Mumpung Harga Mahal, Petani di Blitar Panen Cabai Hijau
Harga cabai mahal. Petani pilih panen dini. Purwanti misalnya, ia memetik cabai di lahannya yang terletak di kelurahan Kanigoro. Hasil panen tersebut langsung disetorkan ke pengepul dekat rumahnya. “Cabai dibeli seharga Rp 25.000 rupiah per kilogram,” kata Purwanti kepada Ngopibareng.id.
Selain Purwanti, mahalnya harga cabai rawit merah yang mencapai Rp75 ribu per kilogram juga dimanfaatkan oleh petani di sentra cabai rawit merah, Joko Nuryanto di Desa Birowo, Kecamatan Bunangun.
Dia juga melakukan panen dini. Cabai yang dipetiknya masih hijau. “Daripada nanti panen cabai rawit menunggu merah belum tentu harganya bisa mahal seperti sekarang,” ucap Joko Nuryanto.
Dia mengaku setiap minggunya menghasilkan 7 kg cabai merah, dan dibeli pengepul seharga Rp 75.000. Sedangkan cabai hijau dibeli seharga Rp 30.000. “Kalau pas musim panen sekali petik bisa mencapai satu kwintal,” ujar Joko Nuryanto.
Lantas, kenapa dia dan para petani cabai buru-buru panen dini? Selain harga cabai yang tinggi, alasan lainnya ia khawatir jika menunggu cabai merah malah rusak. “Musim hujan curah hujan tinggi, khawatir terjangkit penyakit patek atau kena jamur fusarium,” terangnya.
Selama ini, ungkap Sugeng, petani cabai lainnya mengaku, dirinya belum bisa menikmati mahalnya harga cabai. “Waktu harga cabai rawit mahal tetapi tanamaan cabai tidak bisa mmenghasilkan panen yang bagus, di musim hujan begini hasilnya kurang bagus,” beber dia.
Curah hujan yang tinggi menyebabkan kerusakan pada sejumlah tanaman cabai. “Sejak mulai berbunga hampir tiap hari diguyur hujan. Sehingga tanaman cabai terserang penyakit patek pada buahnya tidak menghasilkan panen,’ sambung Sugeng.
Mahalnya harga cabai dipicu potensi cabe di wilayah pegunungan seperti di Binangun, Wates, dan Wonitirto belum panen. Sedangkan petani cabai rawit yang di dataran rendah banyak yang dirubah budidaya padi.

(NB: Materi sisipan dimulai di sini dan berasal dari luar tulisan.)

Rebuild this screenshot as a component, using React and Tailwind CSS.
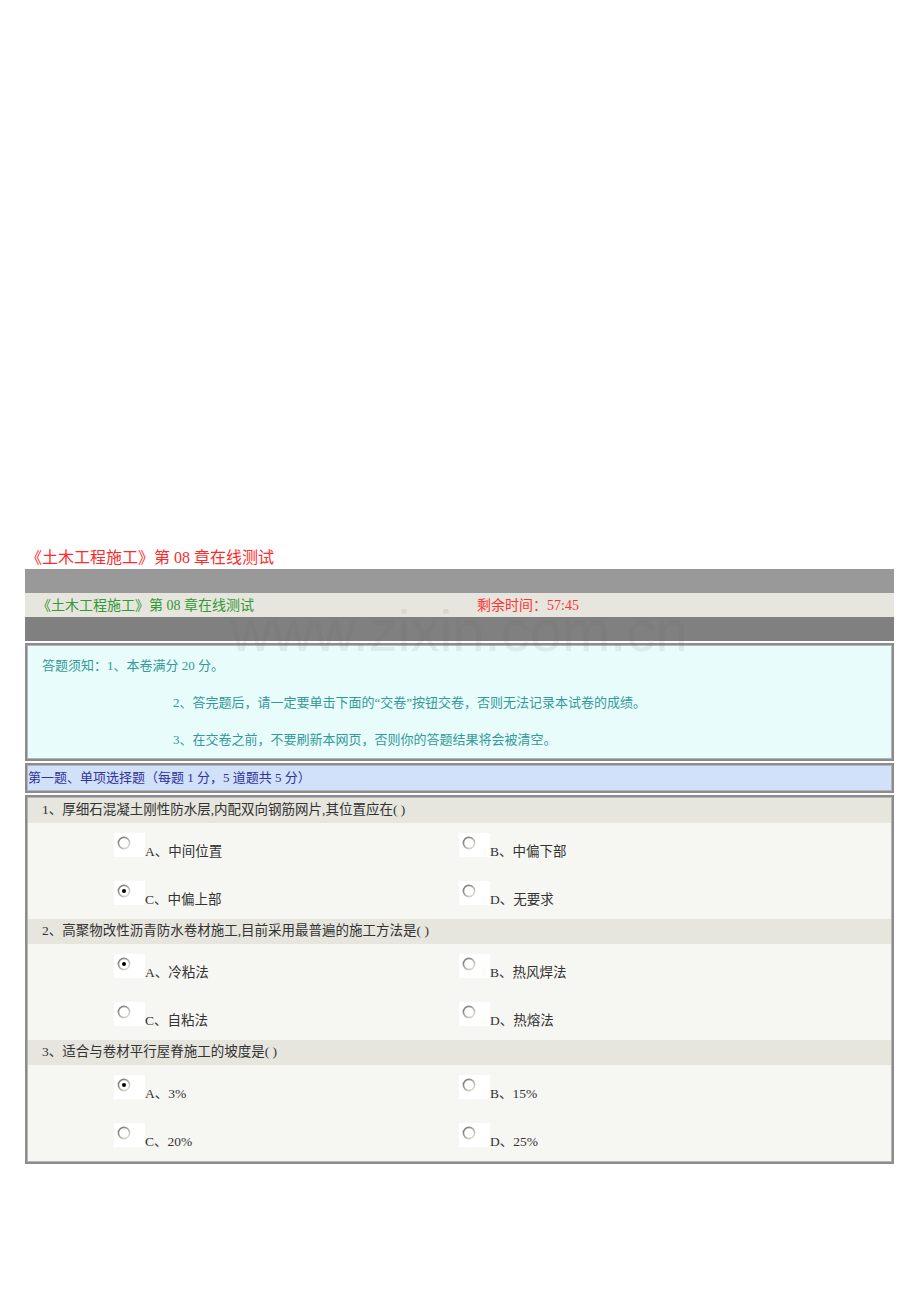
const questions = [
  {
    title: "1、厚细石混凝土刚性防水层,内配双向钢筋网片,其位置应在( )",
    options: ["A、中间位置", "B、中偏下部", "C、中偏上部", "D、无要求"],
    checked: 2,
  },
  {
    title: "2、高聚物改性沥青防水卷材施工,目前采用最普遍的施工方法是( )",
    options: ["A、冷粘法", "B、热风焊法", "C、自粘法", "D、热熔法"],
    checked: 0,
  },
  {
    title: "3、适合与卷材平行屋脊施工的坡度是( )",
    options: ["A、3%", "B、15%", "C、20%", "D、25%"],
    checked: 0,
  },
];

const font = { fontFamily: '"Liberation Serif", "Noto Sans CJK SC", serif' };

const Radio = ({ on }) => (
  <svg width="14" height="14" viewBox="0 0 14 14" className="block">
    <defs>
      <linearGradient id={on ? "rg-on" : "rg-off"} x1="0" y1="0" x2="1" y2="1">
        <stop offset="0" stopColor="#6f6f6f" />
        <stop offset="0.5" stopColor="#a8a8a0" />
        <stop offset="1" stopColor="#ecebe4" />
      </linearGradient>
    </defs>
    <circle cx="7" cy="7" r="5.6" fill="#ffffff" stroke={`url(#${on ? "rg-on" : "rg-off"})`} strokeWidth="1.6" />
    {on && <circle cx="7" cy="7" r="2" fill="#000000" />}
  </svg>
);

const Option = ({ label, on }) => (
  <div className="flex items-end h-[24px]">
    <div className="w-[31px] h-[24px] bg-white pt-[3px] pl-[3px]">
      <Radio on={on} />
    </div>
    <span className="text-[13.5px] leading-[16px] text-[#333333] -mb-[3px]">{label}</span>
  </div>
);

const Box = ({ className, children }) => (
  <div className="border-2 border-[#8c8c8c]">
    <div className={`border border-[#b4b4b4] ${className}`}>{children}</div>
  </div>
);

export default function App() {
  return (
    <div className="relative min-h-[1302px] bg-white pt-[547px]" style={font}>
      <div className="ml-[26px] text-[16px] leading-[22px] text-[#ff2a2a]">
        《土木工程施工》第 08 章在线测试
      </div>

      <div className="ml-[25px] w-[869px]">
        <div className="h-[24px] bg-[#999999]" />
        <div className="h-[24px] bg-[#e6e5de] flex items-center text-[14px]">
          <span className="w-[452px] pl-[12px] text-[#339933]">《土木工程施工》第 08 章在线测试</span>
          <span className="text-[#ff3333]">剩余时间：57:45</span>
        </div>
        <div className="h-[24px] bg-[#808080]" />
        <div className="h-[2px] bg-white" />

        <div className="flex flex-col gap-[2px]">
          <Box className="bg-[#e8fcfc] pt-[1px] text-[13px] leading-[37px] text-[#339999]">
            <div className="pl-[14px]">答题须知：1、本卷满分 20 分。</div>
            <div className="pl-[145px]">2、答完题后，请一定要单击下面的“交卷”按钮交卷，否则无法记录本试卷的成绩。</div>
            <div className="pl-[145px]">3、在交卷之前，不要刷新本网页，否则你的答题结果将会被清空。</div>
          </Box>

          <Box className="bg-[#d0e1f9] h-[26px] flex items-center text-[13px] text-[#333399]">
            <span>第一题、单项选择题（每题 1 分，5 道题共 5 分）</span>
          </Box>

          <Box className="bg-[#f6f6f2]">
            {questions.map((q, qi) => (
              <div key={qi}>
                <div className="h-[25px] bg-[#e6e5de] flex items-center pl-[14px] text-[13.5px] text-[#333333]">
                  {q.title}
                </div>
                <div className="pl-[86px] pt-[10px] pb-[14px] grid grid-cols-[345px_1fr] gap-y-[24px]">
                  {q.options.map((o, oi) => (
                    <Option key={oi} label={o} on={oi === q.checked} />
                  ))}
                </div>
              </div>
            ))}
          </Box>
        </div>
      </div>

      <div
        className="absolute left-[230px] top-[602px] text-[58px] leading-[58px] text-[#646464]/10 pointer-events-none select-none"
        style={{ fontFamily: '"Liberation Sans", sans-serif' }}
      >
        www.zixin.com.cn
      </div>
    </div>
  );
}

Sementara sentra cabai di wilayah Kecamatan Wonotirto seluas 500 Ha, berisi tanaman cabai besar dan kriting. Menurut Subagyo, cabai besar super dibeli seharga Rp20 ribu dan cabai kriting Rp30 ribu. “Petani cabai besar gagal panen karena curah hujan yang tinggi, akhirnya harus tanam ulang. Salah satunya kerena penyakit brekele, bingung bagaimana caranya mengatasi solusinya,” keluh dia.
Nuryono Dharul Yuhanda, SP, MMA Kabid Tanaman Pangan dan Hortikultura Dinas Pertanian Kabupaten Blitar mengatakan, produksi cabai tahun ini di wilayahnya agak menurun karena banyak yang terserang penyakit patek dan jamur fusarium pada bulan Januari dan Februari.
“Sentra cabai di wilayah Kecamatan Binangun, Wates, Panggung Rejo, dan Wonotirto memang belum panen raya. Sehingga harga cabai rawit ditingkat petani masih mahal,” terangnya.
Potensi tanaman cabai rawit di Blitar seluas 3.300 Ha, menurut Dharul, terpecah di beberapa kecamatan. “Yang sedang panen ada di Kecamatan Udanawu. Sedangkan sentra cabai rawit yang harganya lagi naik di Kecamatan Binangun 800 hektar, dan Kecamatan Wates 400 hektar, sisanya tersebar di beberapa kecamatan lainnya,” ujar dia.
Penurunan produksi cabai di Blitar salah satu penyebab harga cabai masih mahal, terlihat dari data produksi bulan Januari 2021 yang masih mancapai 43.981 kwintal, tidak sebandang pada tahun sebelumnya di mana produksi mencapai 80.050 kwintal.
“Sentra cabai di wilayah Kecamatan Panggungrejo, Binangun, dan Kecamatan Wates kemungkinan panen raya terjadi pada Maret dan April mendatang,” terang Dharul.